バックアップデータの圧縮率について
バックアップデータの圧縮は通常テープドライブ側で行われ、
NetWorker側では行いません。(NetWorkerの圧縮機能はデフォルトでは使用されません。)
NetWorker側での圧縮はバックアップ対象のクライアント上で行うため、LAN上を流れるデータ量は減りますが、CPUやメモリ等のサーバリソースを消費するためです。
データ圧縮率についてはテープへの書き込み容量を事前に計算する方法はありません。
極端に圧縮されやすいデータの場合、非圧縮時の容量の5倍、
またはそれ以上を書き込めることもあります。
しかし、逆に極端に圧縮されにくいデータの場合、
一般的に言われている2倍を下回る圧縮率になることもあります。
そのため一般的に言われている圧縮率2倍で計算するよりも、非圧縮の場合で計算した方が、
圧縮率が非常に悪い場合でもバックアップデータが入りきらないということにならず安全です。
テープ装置で圧縮され最終的にどの程度のサイズになってテープに書き込まれたのかを
NetWorker側で知ることはできません。
なぜなら、圧縮した結果をバックアップソフトに通知する仕組みがないためです。
そのためNetWorkerでは「どれだけテープ装置にデータ量を送り込んだか」という値が表示されます。
NetWorkerのリテンションポリシー(バックアップデータ保護期間)について
NetWorkerではバックアップデータを保護するために、
「リテンションポリシー」という設定が用意されています。
しかしこれはあらゆるアクセスからデータを保護してくれるわけではありません。
「リテンションポリシー」で守られている期間内でも、UNIXコマンドの dd や tar、cpioで
アクセスされた場合上書きされてしまいます。
他のバックアップソフトからアクセスされた場合も、
NetWorkerの媒体であると認識されないため、同様に上書きされてしまいます。
「リテンションポリシー」はNetWorkerからアクセスした場合に保護してくれる設定であり、
バックアップの世代管理をする際にある一定期間データを保護し、
それが過ぎたら上書きしてもよいという目印(マーク)です。
テープはシーケンシャルアクセス媒体(メディア、ボリューム)です
テープはシーケンシャルアクセス媒体であり、
バックアップデータの書き込みは必ず追記になります。
追記でなくなるのは、唯一テープ(ボリューム)が「再利用可能」となり、
再びテープの先頭から書き込めるようになったときだけです。
仮にテープ上のデータが以下のような状態になっても
□の部分だけを縫ってバックアップを書き込むことはできない
■:リテンションポリシー期間内のデータ
□:リテンションポリシー切れのデータ
テープの先頭 ■■■■■□■■□□■■■ 終端方向
テープへのバックアップは必ず追記になる
テープの先頭 ■■■■■□■■□□■■■←■■(新しいデータ追記)終端方向
追記にならないのは
テープ上のデータのリテンションポリシが全て切れて以下の状態「再利用可能」
になった場合のみ。
テープの先頭 □□□□□□□□□□□□□□□ 終端方向
この状態で次のバックアップが書き込まれると以下のように、上書き(当然、過去のデータは消滅します)して再びテープの先頭からバックアップデータの追記が始まる。
テープの先頭 ■■(新しいデータ追記) 終端方向 |
リテンションポリシーの解除はGUI操作でも行えますが、
無人自動バックアップのためにはリテンションポリシーを適切な長さに設定して自動的に解除していき
上書きを繰り返す設定にします。
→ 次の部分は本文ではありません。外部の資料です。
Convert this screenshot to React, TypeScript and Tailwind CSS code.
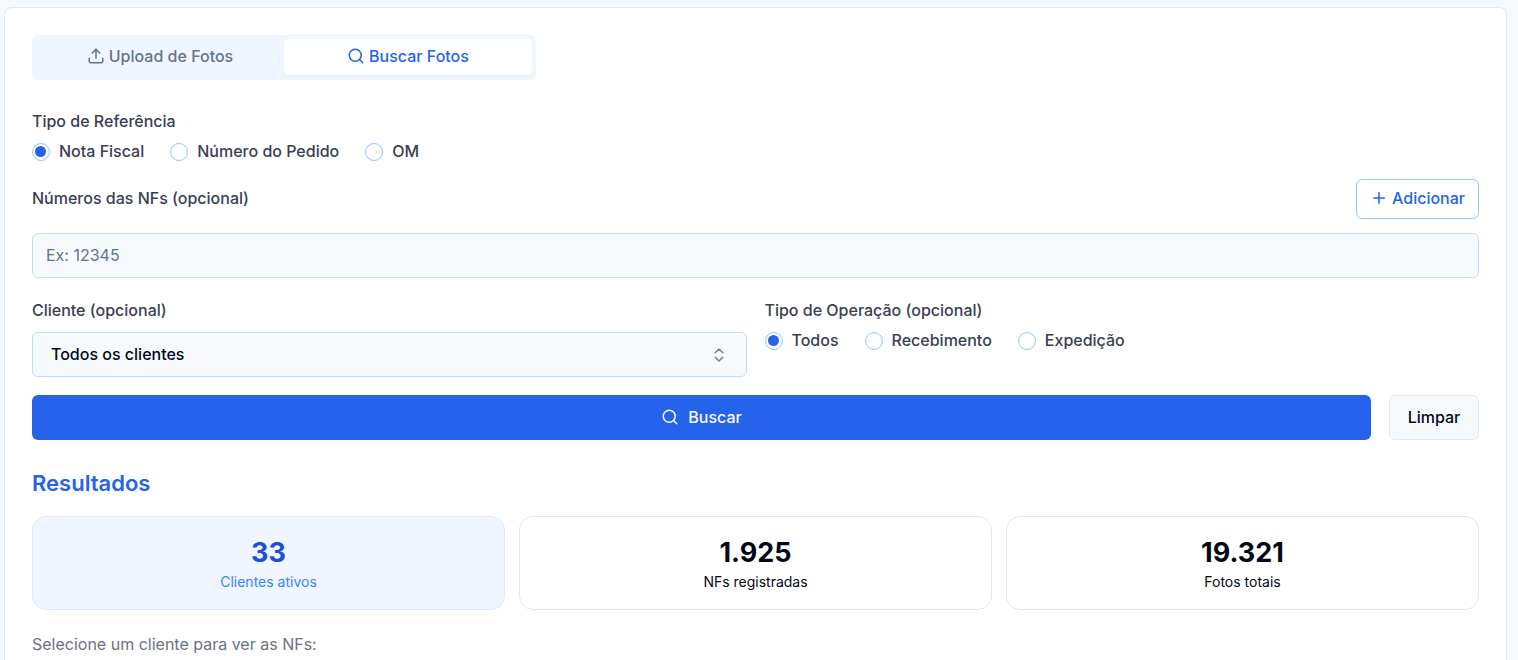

この部分がバックアップ設計の核となる部分と言えます。
具体的に数値を入力する形ではありませんが、
このリテンションポリシーの調整によりNetWorkerはバックアップの世代管理を行うことになります。
ディスクはシーケンシャルアクセス媒体ではなく、ランダムアクセス可能な媒体なので、
ディスクバックアップの場合、プロテクトが切れた場所を縫ってバックアップすることが可能です。
開封したばかりのテープをインベントリするときの注意
NetWorkerでは、インベントリ(テープの内容確認のためのスキャン)時に
テープには何らかのデータがあるものとして扱うため、
封を切ったばかりのまったく何も書かれていないテープを使用するとI/Oエラーになります。
新品のテープを使用する場合には必ず、NetWorkerでラベリングしてから使用してください。
ラベリング時にもI/Oエラーが発生しますが、それは無視してください。